Capture d’écran 2015-09-22 à 14.56.45
     Ponting n’a pas eu de chance car, au moment de sa prise de vue, e sommet du Fuji était caché par un nuage, la montagne sacrée des japonais n’apparaît ainsi pas dans toute sa splendeur mais en dehors de cette malencontreuse circonstance le photographe japonais Enami me semble avoir fait un meilleur choix que le photographe anglais en privilégiant la représentation verticale du paysage qui a pour effet ramener le Fuji au centre de la photo et de lui conférer de cette manière l’importance qu’il mérite. De la même manière les deux personnages n’apparaissent pas, comme dans la prise de vue de Ponting, « noyés » dans l’horizontalité de l’espace mais voient leur présence renforcée. Enfin, le fait de présenter la photo en mode verticale permet d’affirmer l’axe vertical de symétrie qui relie le sommet du Fuji au personnage qui se tient debout sur l’embarcation, effet accentué par le reflet de celui-ci dans l’eau du lac. On remarquera aussi que la structure verticale de l’eau donne plus d’importance à l’étendue d’eau sur laquelle le mont Fuji semble flotter, en équilibre entre l’eau et le ciel.
Capture d’écran 2015-09-22 à 14.57.36
       Peu de différence entre les deux photographies. Il semble que Enami a bénéficié d’une meilleure luminosité qui a permis d’accentuer le conteste entre la côte et la surface du lac. On remarquera problème récurrent chez Ponting de « coller » le sommet de la montagne au bord supérieur de la photo qui nuit à sa mise en valeur.
Capture d’écran 2015-09-22 à 14.58.29
     Photos également très semblables mais toujours le problème du « collage » du sommet de la montagne au bord supérieur du cadre.
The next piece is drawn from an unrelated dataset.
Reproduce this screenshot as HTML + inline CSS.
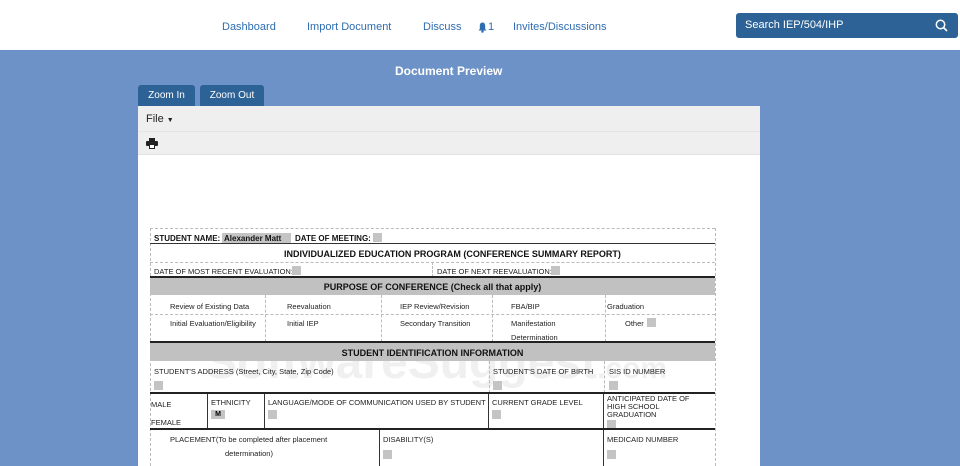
<!DOCTYPE html><html><head><style>
*{margin:0;padding:0;box-sizing:border-box}
body{width:960px;height:466px;overflow:hidden;background:#6d92c7;font-family:"Liberation Sans",sans-serif;position:relative}
.a{position:absolute;white-space:nowrap}
.hd{position:absolute;left:0;top:0;width:960px;height:50px;background:#fff}
.nav{color:#2e6db0;font-size:11px;top:21px}
.btn{background:#2d6296;color:#fff;font-size:10px;border-radius:3px 3px 0 0;text-align:center;line-height:21px;top:85px;height:21px}
.t{font-size:7.5px;color:#222}
.b{font-weight:bold;font-size:8px;color:#111}
.hl{position:absolute;height:0;border-top:1px dashed #bbb}
.hs{position:absolute;height:2px;background:#222}
.vl{position:absolute;width:0;border-left:1px dashed #bbb}
.vs{position:absolute;width:1px;background:#333}
.sq{position:absolute;width:9px;height:9px;background:#c4c4c4}
.band{position:absolute;left:150px;width:565px;background:#c1c1c1;text-align:center;font-weight:bold;font-size:9px;color:#111}
</style></head><body>
<div class="hd"></div>
<div class="a nav" style="left:222px">Dashboard</div>
<div class="a nav" style="left:307px">Import Document</div>
<div class="a nav" style="left:423px">Discuss</div>
<svg class="a" style="left:478px;top:22px" width="9" height="11" viewBox="0 0 9 11"><path d="M4.5 0.5C2.5 0.5 1.8 2 1.8 4V7L0.5 8.5H8.5L7.2 7V4C7.2 2 6.5 0.5 4.5 0.5Z" fill="#2e6db0"/><circle cx="4.5" cy="9.6" r="1.2" fill="#2e6db0"/></svg>
<div class="a nav" style="left:488px">1</div>
<div class="a nav" style="left:513px">Invites/Discussions</div>
<div class="a" style="left:736px;top:13px;width:222px;height:25px;background:#2d6296;border-radius:3px"></div>
<div class="a" style="left:745px;top:19px;color:#fff;font-size:11px">Search IEP/504/IHP</div>
<svg class="a" style="left:935px;top:19px" width="13" height="13" viewBox="0 0 13 13"><circle cx="5.5" cy="5.5" r="4.2" fill="none" stroke="#fff" stroke-width="1.5"/><line x1="8.5" y1="8.5" x2="12" y2="12" stroke="#fff" stroke-width="1.6"/></svg>
<div class="a" style="left:395px;top:64px;color:#fff;font-weight:bold;font-size:12px">Document Preview</div>
<div class="a btn" style="left:138px;width:57px">Zoom In</div>
<div class="a btn" style="left:200px;width:64px">Zoom Out</div>
<div class="a" style="left:138px;top:106px;width:622px;height:360px;background:#fff"></div>
<div class="a" style="left:138px;top:106px;width:622px;height:49px;background:#efefef;border-bottom:1px solid #e2e2e2"></div>
<div class="a" style="left:138px;top:131px;width:622px;height:1px;background:#e4e4e4"></div>
<div class="a" style="left:146px;top:113px;font-size:11px;color:#222">File <span style="font-size:7px">&#9660;</span></div>
<svg class="a" style="left:146px;top:138px" width="12" height="11" viewBox="0 0 12 11"><rect x="3" y="0" width="6" height="3" fill="#222"/><rect x="0" y="3" width="12" height="5" rx="1" fill="#222"/><rect x="3" y="6" width="6" height="5" fill="#222"/><rect x="4" y="7" width="4" height="3" fill="#fff"/></svg>

<div class="a" style="left:205px;top:335px;font-size:48px;font-weight:bold;color:rgba(205,205,205,.3)">SoftwareSuggest<span style="font-size:30px">.com</span></div>
<!-- form -->
<div class="hl" style="left:150px;top:228px;width:565px"></div>
<div class="vl" style="left:150px;top:228px;height:238px"></div>
<div class="vl" style="left:715px;top:228px;height:238px"></div>
<div class="a b" style="left:154px;top:234px">STUDENT NAME:</div>
<div class="a" style="left:222px;top:233px;width:69px;height:10px;background:#c4c4c4"></div>
<div class="a b" style="left:224px;top:234px">Alexander Matt</div>
<div class="a b" style="left:295px;top:234px">DATE OF MEETING:</div>
<div class="sq" style="left:373px;top:233px"></div>
<div class="a" style="left:150px;top:243px;width:565px;height:1px;background:#333"></div>
<div class="a b" style="left:284px;top:249px;font-size:9px">INDIVIDUALIZED EDUCATION PROGRAM (CONFERENCE SUMMARY REPORT)</div>
<div class="hl" style="left:150px;top:262px;width:565px"></div>
<div class="vl" style="left:432px;top:262px;height:15px"></div>
<div class="a t" style="left:154px;top:267px">DATE OF MOST RECENT EVALUATION:</div>
<div class="sq" style="left:292px;top:266px"></div>
<div class="a t" style="left:437px;top:267px">DATE OF NEXT REEVALUATION:</div>
<div class="sq" style="left:551px;top:266px"></div>
<div class="hs" style="left:150px;top:276px;width:565px"></div>
<div class="band" style="top:278px;height:17px;line-height:18px">PURPOSE OF CONFERENCE (Check all that apply)</div>
<div class="vl" style="left:265px;top:295px;height:47px"></div>
<div class="vl" style="left:381px;top:295px;height:47px"></div>
<div class="vl" style="left:492px;top:295px;height:47px"></div>
<div class="vl" style="left:605px;top:295px;height:47px"></div>
<div class="hl" style="left:150px;top:314px;width:565px"></div>
<div class="a t" style="left:170px;top:302px">Review of Existing Data</div>
<div class="a t" style="left:287px;top:302px">Reevaluation</div>
<div class="a t" style="left:400px;top:302px">IEP Review/Revision</div>
<div class="a t" style="left:511px;top:302px">FBA/BIP</div>
<div class="a t" style="left:607px;top:302px">Graduation</div>
<div class="a t" style="left:170px;top:319px">Initial Evaluation/Eligibility</div>
<div class="a t" style="left:287px;top:319px">Initial IEP</div>
<div class="a t" style="left:400px;top:319px">Secondary Transition</div>
<div class="a t" style="left:511px;top:319px">Manifestation</div>
<div class="a t" style="left:511px;top:333px">Determination</div>
<div class="a t" style="left:625px;top:319px">Other</div>
<div class="sq" style="left:647px;top:318px"></div>
<div class="hs" style="left:150px;top:341px;width:565px"></div>
<div class="band" style="top:343px;height:18px;line-height:20px">STUDENT IDENTIFICATION INFORMATION</div>
<div class="a t" style="left:154px;top:367px">STUDENT'S ADDRESS (Street, City, State, Zip Code)</div>
<div class="a t" style="left:493px;top:367px">STUDENT'S DATE OF BIRTH</div>
<div class="a t" style="left:609px;top:367px">SIS ID NUMBER</div>
<div class="sq" style="left:154px;top:381px"></div>
<div class="sq" style="left:493px;top:381px"></div>
<div class="sq" style="left:609px;top:381px"></div>
<div class="vl" style="left:489px;top:361px;height:32px"></div>
<div class="vl" style="left:604px;top:361px;height:32px"></div>
<div class="hs" style="left:150px;top:392px;width:565px"></div>
<div class="vs" style="left:207px;top:394px;height:35px"></div>
<div class="vs" style="left:264px;top:394px;height:35px"></div>
<div class="vs" style="left:488px;top:394px;height:35px"></div>
<div class="vs" style="left:603px;top:394px;height:35px"></div>
<div class="a t" style="left:151px;top:400px">MALE</div>
<div class="a t" style="left:151px;top:418px">FEMALE</div>
<div class="a t" style="left:211px;top:398px">ETHNICITY</div>
<div class="a" style="left:211px;top:410px;width:14px;height:9px;background:#c4c4c4;font-size:7px;font-weight:bold;text-align:center;line-height:9px">M</div>
<div class="a t" style="left:268px;top:398px">LANGUAGE/MODE OF COMMUNICATION USED BY STUDENT</div>
<div class="sq" style="left:268px;top:410px"></div>
<div class="a t" style="left:492px;top:398px">CURRENT GRADE LEVEL</div>
<div class="sq" style="left:492px;top:410px"></div>
<div class="a t" style="left:607px;top:395px;line-height:8px">ANTICIPATED DATE OF<br>HIGH SCHOOL<br>GRADUATION</div>
<div class="sq" style="left:607px;top:420px"></div>
<div class="hs" style="left:150px;top:428px;width:565px"></div>
<div class="vs" style="left:379px;top:430px;height:36px"></div>
<div class="vs" style="left:603px;top:430px;height:36px"></div>
<div class="a t" style="left:170px;top:435px">PLACEMENT(To be completed after placement</div>
<div class="a t" style="left:225px;top:449px">determination)</div>
<div class="a t" style="left:383px;top:435px">DISABILITY(S)</div>
<div class="sq" style="left:383px;top:450px"></div>
<div class="a t" style="left:607px;top:435px">MEDICAID NUMBER</div>
<div class="sq" style="left:607px;top:450px"></div>
</body></html>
On a l’impression que Ponting cherche à « remplir » au maximum le cadre de sa photo. 
Capture d’écran 2015-09-22 à 14.58.43
     Une nouvelle fois le choix de la présentation verticale de la photo nous semble judicieux. Enami a eu raison de rapprocher les deux personnages et de les placer au centre de la composition. Peut-être aurait-il du donner un peu moins d’importance au premier plan rocheux qui emplit presque la moitié de la photon au détriment du paysage et du ciel qui le domine.